Spokój i zrozumienie

Kryzys ósmego miesiąca, który trwa od trzech do czterech miesięcy, to czas, kiedy dziecko pyta: "Mamo, czy mogę ufać światu?". Dziecko zauważa, że ono i mama to nie jest ta sama osoba, i to odkrycie budzi w nim lęk. Stąd ataki płaczu i histerii, gdy mama znika z oczu. Pamiętajmy, że niemowlak nie ma poczucia czasu, nie wie, czy mama, która znika z pola widzenia, wróci za pięć minut, czy za dwie godziny. Dla niego nieobecność mamy zawsze staje się dramatem. Maluch boi się tego, co nowe, co bez niej. I przez wzgląd na ten strach właśnie rodzic powinien starać się być blisko dziecka, ale też pozwolić mu na eksplorowanie świata.
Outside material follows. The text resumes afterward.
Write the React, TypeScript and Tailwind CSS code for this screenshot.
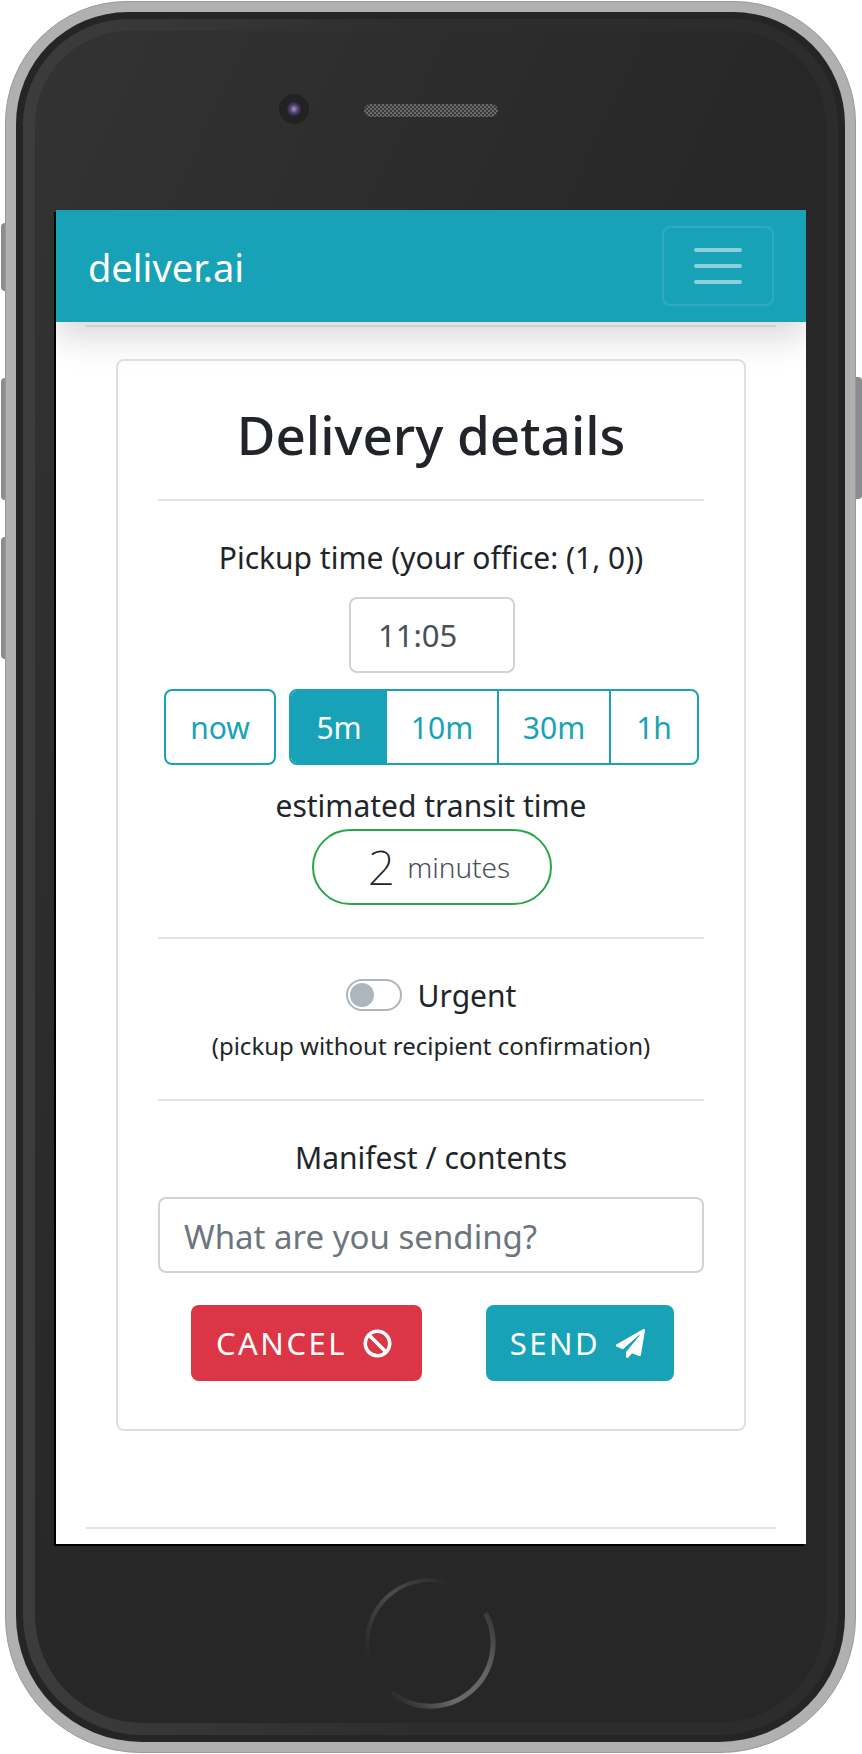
import { FaBan, FaPaperPlane } from "react-icons/fa";

const font = "font-['Noto_Sans',sans-serif]";

function HomeButton() {
  return (
    <svg width="132" height="132" viewBox="0 0 132 132" fill="none">
      <defs>
        <linearGradient id="ringA" gradientUnits="userSpaceOnUse" x1="85" y1="6" x2="5" y2="80">
          <stop offset="0" stopColor="#282828" />
          <stop offset="0.45" stopColor="#4c4c4c" />
          <stop offset="1" stopColor="#282828" />
        </linearGradient>
        <linearGradient id="ringB" gradientUnits="userSpaceOnUse" x1="122" y1="36" x2="27" y2="116">
          <stop offset="0" stopColor="#3c3c3c" />
          <stop offset="0.3" stopColor="#646464" />
          <stop offset="0.65" stopColor="#6a6a6a" />
          <stop offset="1" stopColor="#2c2c2c" />
        </linearGradient>
      </defs>
      <path d="M85 6 A63 63 0 0 0 4.6 80" stroke="url(#ringA)" strokeWidth="4" />
      <path d="M121.6 36.4 A63 63 0 0 1 27.5 116" stroke="url(#ringB)" strokeWidth="5" />
    </svg>
  );
}

export default function App() {
  return (
    <div className={`w-[862px] h-[1754px] bg-white ${font}`}>
      <div className="relative ml-[5px] pt-[1px] w-[851px]">
        {/* side buttons */}
        <div className="absolute left-[-4px] top-[223px] w-[6px] h-[68px] rounded-l bg-[#8b8b90]" />
        <div className="absolute left-[-4px] top-[378px] w-[6px] h-[122px] rounded-l bg-[#8b8b90]" />
        <div className="absolute left-[-4px] top-[537px] w-[6px] h-[122px] rounded-l bg-[#8b8b90]" />
        <div className="absolute right-[-6px] top-[377px] w-[7px] h-[122px] rounded-r bg-[#8b8b90]" />

        <div className="relative h-[1752px] rounded-t-[122px] rounded-b-[136px] border border-[#999999] bg-[#b0b0b0] p-[10px]">
          <div className="h-full rounded-t-[112px] rounded-b-[126px] bg-[#252525] p-[7px]">
            <div className="h-full rounded-t-[106px] rounded-b-[120px] bg-gradient-to-r from-[#3c3c3c] via-[#2d2d2d] to-[#2c2c2c] p-[12px]">
              <div className="h-full flex flex-col rounded-t-[94px] rounded-b-[108px] bg-gradient-to-br from-[#333333] via-[#272727] to-[#272727]">
                <div className="h-[179px] shrink-0 flex items-start pl-[244px] pt-[63px] gap-[55px]">
                  <div className="w-[30px] h-[30px] rounded-full bg-[#222222] flex items-center justify-center">
                    <div className="w-[14px] h-[14px] rounded-full bg-[radial-gradient(circle,#a898b8_0%,#4a3a68_45%,#1a1525_100%)]" />
                  </div>
                  <div className="w-[134px] h-[13px] mt-[10px] rounded-full bg-[repeating-conic-gradient(#6a6a6a_0_25%,#3a3a3a_0_50%)] bg-[length:4px_4px]" />
                </div>

                <div className="ml-[21px] shrink-0 w-[750px] h-[1334px] bg-white flex flex-col overflow-hidden shadow-[-2px_2px_0_#000]">
                  <div className="h-[112px] shrink-0 bg-[#17a2b8] flex items-center justify-between pl-[32px] pr-[32px] shadow-[0_16px_32px_rgba(0,0,0,0.15)]">
                    <span className="text-white text-[38px] leading-none pt-[2px]">deliver.ai</span>
                    <div className="w-[112px] h-[80px] rounded-[8px] border-2 border-white/10 flex flex-col items-center justify-center gap-[12px]">
                      <div className="w-[48px] h-[4px] rounded-full bg-white/50" />
                      <div className="w-[48px] h-[4px] rounded-full bg-white/50" />
                      <div className="w-[48px] h-[4px] rounded-full bg-white/50" />
                    </div>
                  </div>
                  <div className="mx-[30px] mt-[3px] h-[2px] bg-[#cfcfcf]" />

                  <div className="mx-[60px] mt-[32px] h-[1072px] shrink-0 rounded-[8px] border-2 border-[#dfdfdf] px-[40px] pt-[42px] flex flex-col items-center text-[#212529]">
                    <h1 className="text-[53px] leading-[64px] font-medium">Delivery details</h1>
                    <div className="w-full h-[2px] bg-[#e1e2e4] mt-[32px]" />
                    <p className="mt-[35px] text-[30px] leading-[44px]">Pickup time (your office: (1, 0))</p>
                    <div className="mt-[17px] ml-[2px] w-[166px] h-[76px] rounded-[8px] border-2 border-[#ced4da] flex items-center pl-[27px] text-[#495057] text-[31px]">11:05</div>
                    <div className="mt-[16px] w-full flex justify-between text-[30px] text-[#17a2b8]">
                      <div className="w-[112px] h-[76px] ml-[6px] rounded-[8px] border-2 border-[#17a2b8] flex items-center justify-center">now</div>
                      <div className="w-[410px] h-[76px] mr-[5px] rounded-[8px] border-2 border-[#17a2b8] flex overflow-hidden">
                        <div className="w-[96px] bg-[#17a2b8] text-white flex items-center justify-center">5m</div>
                        <div className="w-[112px] border-r-2 border-[#17a2b8] flex items-center justify-center">10m</div>
                        <div className="w-[112px] border-r-2 border-[#17a2b8] flex items-center justify-center">30m</div>
                        <div className="flex-1 flex items-center justify-center">1h</div>
                      </div>
                    </div>
                    <p className="mt-[21px] text-[30px] leading-[40px]">estimated transit time</p>
                    <div className="mt-[3px] ml-[2px] w-[240px] h-[76px] rounded-full border-2 border-[#28a745] flex items-center justify-center gap-[12px] pl-[14px]">
                      <span className="text-[48px] leading-none font-extralight">2</span>
                      <span className="text-[28px] font-light text-[#495057]">minutes</span>
                    </div>
                    <div className="w-full h-[2px] bg-[#e1e2e4] mt-[32px]" />
                    <div className="mt-[34px] flex items-center gap-[16px] h-[44px]">
                      <div className="w-[56px] h-[32px] rounded-full border-2 border-[#adb5bd] flex items-center pl-[2px]">
                        <div className="w-[24px] h-[24px] rounded-full bg-[#adb5bd]" />
                      </div>
                      <span className="text-[30px]">Urgent</span>
                    </div>
                    <p className="mt-[9px] text-[24px] leading-[40px]">(pickup without recipient confirmation)</p>
                    <div className="w-full h-[2px] bg-[#e1e2e4] mt-[33px]" />
                    <p className="mt-[35px] text-[30px] leading-[44px]">Manifest / contents</p>
                    <input
                      placeholder="What are you sending?"
                      className="mt-[17px] w-full h-[76px] shrink-0 rounded-[8px] border-2 border-[#ced4da] px-[24px] pt-[3px] text-[33px] placeholder:text-[#6c757d]"
                    />
                    <div className="mt-[32px] ml-[2px] w-full flex justify-center gap-[64px] text-white text-[31px] tracking-[2.5px]">
                      <div className="w-[231px] h-[76px] rounded-[8px] bg-[#dc3545] flex items-center justify-center gap-[16px] pr-[4px]">
                        CANCEL <FaBan className="text-[29px]" />
                      </div>
                      <div className="w-[188px] h-[76px] rounded-[8px] bg-[#17a2b8] flex items-center justify-center gap-[16px] pr-[4px]">
                        SEND <FaPaperPlane className="text-[29px]" />
                      </div>
                    </div>
                  </div>

                  <div className="mx-[30px] mt-[96px] h-[2px] shrink-0 bg-[#e4e4e4]" />
                </div>

                <div className="mt-[33px] ml-[329px]">
                  <HomeButton />
                </div>
              </div>
            </div>
          </div>
        </div>
      </div>
    </div>
  );
}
Warto również pamiętać, że dziecko odczuwa emocje rodziców. Świetnie obrazuje to pewien eksperyment przeprowadzony z udziałem małych dzieci i ich rodziców. Dziecko stawiano nad przepaścią przykrytą szkłem, a po drugiej stronie przepaści stała mama. Jeśli zachęcała dziecko do przejścia, nie bała się o nie, wspierała je - dziecko spokojnie szło. Kiedy zaś kobieta bała się, dziecko, pomimo jej zachęt, nie przechodziło po szkle na drugą stronę. Rodzice bardzo często nie zdają sobie sprawy lub zapominają o tym, jak mocno ich emocje wpływają na emocje ich dzieci. Jeśli mama rozumie, skąd się bierze zmiana w zachowaniu dziecka, o wiele łatwiej przejść jej przez kolejne etapy jego rozwoju. A tym samym łatwiej też jest dziecku.